A p-value of 0.03 means there is a 3% chance of observing your sample result, or one more extreme, if the null hypothesis were true. If your significance level is 0.05, you would reject the null hypothesis because 0.03 is less than 0.05.
What is a Type I error?
A Type I error occurs when you incorrectly reject a true null hypothesis. The probability of making a Type I error is equal to the significance level (α).
What is a Type II error?
A Type II error occurs when you fail to reject a false null hypothesis. The probability of this is denoted by Beta (β) and is related to the statistical power of a test (Power = 1 – β).
When should I use a one-tailed vs. a two-tailed test?
Use a one-tailed test if you have a specific directional hypothesis (e.g., you want to know if a new drug is *better* than the old one). Use a two-tailed test if you want to know if there is *any difference*, regardless of direction (e.g., is the new drug’s effect simply *different* from the old one, better or worse).
What if I don’t know the population standard deviation (σ)?
If σ is unknown, you should use a t-test instead of a Z-test. The t-test uses the sample standard deviation (s) as an estimate for σ and is more appropriate for this common scenario. For more on this, see our article on the difference between z-test and t-test.
Does a non-significant result (large p-value) prove the null hypothesis is true?

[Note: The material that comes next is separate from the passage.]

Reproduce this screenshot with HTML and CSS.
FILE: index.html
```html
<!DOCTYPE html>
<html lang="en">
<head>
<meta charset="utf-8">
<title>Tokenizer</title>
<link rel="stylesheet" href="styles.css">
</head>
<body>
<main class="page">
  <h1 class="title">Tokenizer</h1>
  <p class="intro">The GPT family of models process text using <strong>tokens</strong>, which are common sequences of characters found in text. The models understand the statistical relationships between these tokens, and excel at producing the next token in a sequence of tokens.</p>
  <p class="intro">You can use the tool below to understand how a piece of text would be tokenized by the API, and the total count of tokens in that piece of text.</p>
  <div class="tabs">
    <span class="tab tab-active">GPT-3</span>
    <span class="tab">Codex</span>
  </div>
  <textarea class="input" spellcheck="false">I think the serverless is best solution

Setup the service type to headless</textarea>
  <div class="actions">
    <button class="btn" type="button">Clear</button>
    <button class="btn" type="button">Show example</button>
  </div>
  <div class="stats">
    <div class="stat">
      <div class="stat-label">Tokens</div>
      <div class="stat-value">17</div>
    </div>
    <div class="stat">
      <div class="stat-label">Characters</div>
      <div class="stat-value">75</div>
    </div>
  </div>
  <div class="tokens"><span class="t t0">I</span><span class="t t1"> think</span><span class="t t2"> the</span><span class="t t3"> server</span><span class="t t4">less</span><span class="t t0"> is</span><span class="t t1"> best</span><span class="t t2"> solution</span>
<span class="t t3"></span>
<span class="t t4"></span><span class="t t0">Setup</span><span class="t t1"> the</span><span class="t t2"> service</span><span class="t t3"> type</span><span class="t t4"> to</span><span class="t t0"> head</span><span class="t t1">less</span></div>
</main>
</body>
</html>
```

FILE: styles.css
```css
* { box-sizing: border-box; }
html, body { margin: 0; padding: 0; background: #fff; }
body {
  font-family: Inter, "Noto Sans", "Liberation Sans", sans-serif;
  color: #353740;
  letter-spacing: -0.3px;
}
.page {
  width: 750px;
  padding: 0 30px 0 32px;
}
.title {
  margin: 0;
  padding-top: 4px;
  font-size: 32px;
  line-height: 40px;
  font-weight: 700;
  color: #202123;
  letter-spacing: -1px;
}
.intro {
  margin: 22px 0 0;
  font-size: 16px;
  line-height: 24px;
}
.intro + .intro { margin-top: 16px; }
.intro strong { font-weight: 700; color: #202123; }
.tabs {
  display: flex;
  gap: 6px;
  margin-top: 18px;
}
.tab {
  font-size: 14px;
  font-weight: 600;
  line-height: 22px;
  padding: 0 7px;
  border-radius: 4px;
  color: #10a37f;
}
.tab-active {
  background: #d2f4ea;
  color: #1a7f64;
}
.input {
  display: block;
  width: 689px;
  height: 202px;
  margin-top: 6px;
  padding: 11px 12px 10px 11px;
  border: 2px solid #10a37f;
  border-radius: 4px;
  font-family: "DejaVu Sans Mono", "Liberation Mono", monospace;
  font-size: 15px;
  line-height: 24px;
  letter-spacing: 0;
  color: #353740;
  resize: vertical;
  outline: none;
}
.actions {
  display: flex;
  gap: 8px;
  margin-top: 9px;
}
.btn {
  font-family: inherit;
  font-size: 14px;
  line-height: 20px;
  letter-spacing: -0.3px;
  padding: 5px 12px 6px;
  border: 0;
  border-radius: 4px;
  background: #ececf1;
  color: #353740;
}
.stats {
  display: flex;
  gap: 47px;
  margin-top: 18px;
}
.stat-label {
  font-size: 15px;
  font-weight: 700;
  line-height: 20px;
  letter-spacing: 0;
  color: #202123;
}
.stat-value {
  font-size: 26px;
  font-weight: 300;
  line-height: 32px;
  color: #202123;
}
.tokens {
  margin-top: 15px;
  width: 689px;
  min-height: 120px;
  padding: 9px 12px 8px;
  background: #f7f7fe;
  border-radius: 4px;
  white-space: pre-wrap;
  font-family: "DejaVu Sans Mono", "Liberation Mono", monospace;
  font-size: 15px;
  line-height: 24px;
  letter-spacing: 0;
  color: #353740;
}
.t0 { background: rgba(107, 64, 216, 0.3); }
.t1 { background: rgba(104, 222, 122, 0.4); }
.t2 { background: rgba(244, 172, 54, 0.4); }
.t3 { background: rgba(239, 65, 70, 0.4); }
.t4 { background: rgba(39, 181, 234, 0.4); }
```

No. Failing to reject the null hypothesis does not prove it is true. It simply means you do not have sufficient statistical evidence to reject it. This is a critical distinction often summarized as “absence of evidence is not evidence of absence.”

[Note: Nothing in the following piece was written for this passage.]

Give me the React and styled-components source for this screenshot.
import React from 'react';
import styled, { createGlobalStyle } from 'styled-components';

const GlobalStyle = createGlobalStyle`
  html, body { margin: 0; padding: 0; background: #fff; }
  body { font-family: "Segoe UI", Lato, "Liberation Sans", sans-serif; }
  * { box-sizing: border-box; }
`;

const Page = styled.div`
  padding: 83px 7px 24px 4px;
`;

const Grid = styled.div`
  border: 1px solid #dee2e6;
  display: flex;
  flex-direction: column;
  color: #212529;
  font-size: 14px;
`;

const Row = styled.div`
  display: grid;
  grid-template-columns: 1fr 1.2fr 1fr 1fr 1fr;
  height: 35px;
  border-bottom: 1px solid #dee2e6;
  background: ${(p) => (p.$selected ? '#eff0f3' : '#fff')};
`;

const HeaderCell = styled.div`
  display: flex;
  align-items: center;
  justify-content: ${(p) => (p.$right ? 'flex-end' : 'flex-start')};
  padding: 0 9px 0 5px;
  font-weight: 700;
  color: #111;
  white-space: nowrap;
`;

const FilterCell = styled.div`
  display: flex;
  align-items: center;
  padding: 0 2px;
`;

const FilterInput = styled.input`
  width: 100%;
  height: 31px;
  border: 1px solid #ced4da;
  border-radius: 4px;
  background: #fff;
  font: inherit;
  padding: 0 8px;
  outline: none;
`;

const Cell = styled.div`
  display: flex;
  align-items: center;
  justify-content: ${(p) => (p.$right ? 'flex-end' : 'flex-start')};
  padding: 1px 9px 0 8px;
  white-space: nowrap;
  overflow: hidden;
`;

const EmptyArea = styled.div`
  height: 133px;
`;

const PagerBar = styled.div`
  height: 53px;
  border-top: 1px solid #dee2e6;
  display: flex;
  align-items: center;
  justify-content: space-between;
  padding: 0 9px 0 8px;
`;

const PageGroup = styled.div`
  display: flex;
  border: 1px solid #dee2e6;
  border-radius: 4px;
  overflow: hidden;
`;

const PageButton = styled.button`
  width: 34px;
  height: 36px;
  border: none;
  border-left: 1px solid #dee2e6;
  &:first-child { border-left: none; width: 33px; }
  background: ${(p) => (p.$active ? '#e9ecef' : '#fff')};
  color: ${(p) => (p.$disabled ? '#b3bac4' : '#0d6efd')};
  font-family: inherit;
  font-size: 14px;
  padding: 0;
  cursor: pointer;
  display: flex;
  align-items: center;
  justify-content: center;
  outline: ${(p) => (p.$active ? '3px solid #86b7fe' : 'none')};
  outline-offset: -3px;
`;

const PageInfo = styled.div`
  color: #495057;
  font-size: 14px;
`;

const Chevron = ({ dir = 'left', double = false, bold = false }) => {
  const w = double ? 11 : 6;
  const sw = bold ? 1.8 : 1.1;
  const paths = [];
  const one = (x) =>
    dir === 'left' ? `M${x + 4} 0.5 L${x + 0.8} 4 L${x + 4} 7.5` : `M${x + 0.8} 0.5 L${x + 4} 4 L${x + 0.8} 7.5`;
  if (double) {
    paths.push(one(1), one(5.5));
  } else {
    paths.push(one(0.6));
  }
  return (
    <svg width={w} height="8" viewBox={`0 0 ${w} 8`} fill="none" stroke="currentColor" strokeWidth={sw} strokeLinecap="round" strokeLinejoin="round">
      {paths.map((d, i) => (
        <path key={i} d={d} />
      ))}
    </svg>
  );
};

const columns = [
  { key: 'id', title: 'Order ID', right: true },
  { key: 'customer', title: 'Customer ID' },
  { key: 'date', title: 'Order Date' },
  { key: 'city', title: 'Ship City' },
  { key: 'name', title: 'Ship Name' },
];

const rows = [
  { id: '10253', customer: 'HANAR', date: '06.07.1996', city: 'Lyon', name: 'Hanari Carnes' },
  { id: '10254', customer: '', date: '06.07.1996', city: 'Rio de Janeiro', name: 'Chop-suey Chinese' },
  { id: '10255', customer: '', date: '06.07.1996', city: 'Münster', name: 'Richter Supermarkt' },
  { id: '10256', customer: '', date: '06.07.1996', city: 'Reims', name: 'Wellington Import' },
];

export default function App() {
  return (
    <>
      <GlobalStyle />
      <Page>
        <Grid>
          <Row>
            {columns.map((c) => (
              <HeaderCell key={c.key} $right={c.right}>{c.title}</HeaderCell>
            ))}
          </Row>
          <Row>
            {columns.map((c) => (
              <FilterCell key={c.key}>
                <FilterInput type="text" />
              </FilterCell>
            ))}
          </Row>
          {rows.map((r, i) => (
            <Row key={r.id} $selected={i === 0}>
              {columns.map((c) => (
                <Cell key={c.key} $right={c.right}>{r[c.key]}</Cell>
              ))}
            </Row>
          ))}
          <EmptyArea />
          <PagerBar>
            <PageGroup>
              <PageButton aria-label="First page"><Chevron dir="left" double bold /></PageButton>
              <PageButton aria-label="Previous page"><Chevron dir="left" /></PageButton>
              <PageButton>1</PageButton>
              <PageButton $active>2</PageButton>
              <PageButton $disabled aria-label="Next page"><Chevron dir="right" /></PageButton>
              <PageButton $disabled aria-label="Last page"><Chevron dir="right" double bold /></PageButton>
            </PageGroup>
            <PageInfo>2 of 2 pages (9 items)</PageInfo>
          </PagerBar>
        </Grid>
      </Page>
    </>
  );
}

Why is a 0.05 significance level so common?
The 0.05 level is a convention established by statistician Ronald Fisher. It represents a compromise between the risk of making a Type I error and a Type II error, but it is not a magical number. The appropriate level can depend on the context of the study.
Can I change my hypothesis after seeing the results?
No, this is considered poor scientific practice, sometimes called “p-hacking.” Your hypothesis (null and alternative) should be defined before you collect and analyze the data. Changing it after the fact invalidates the statistical test.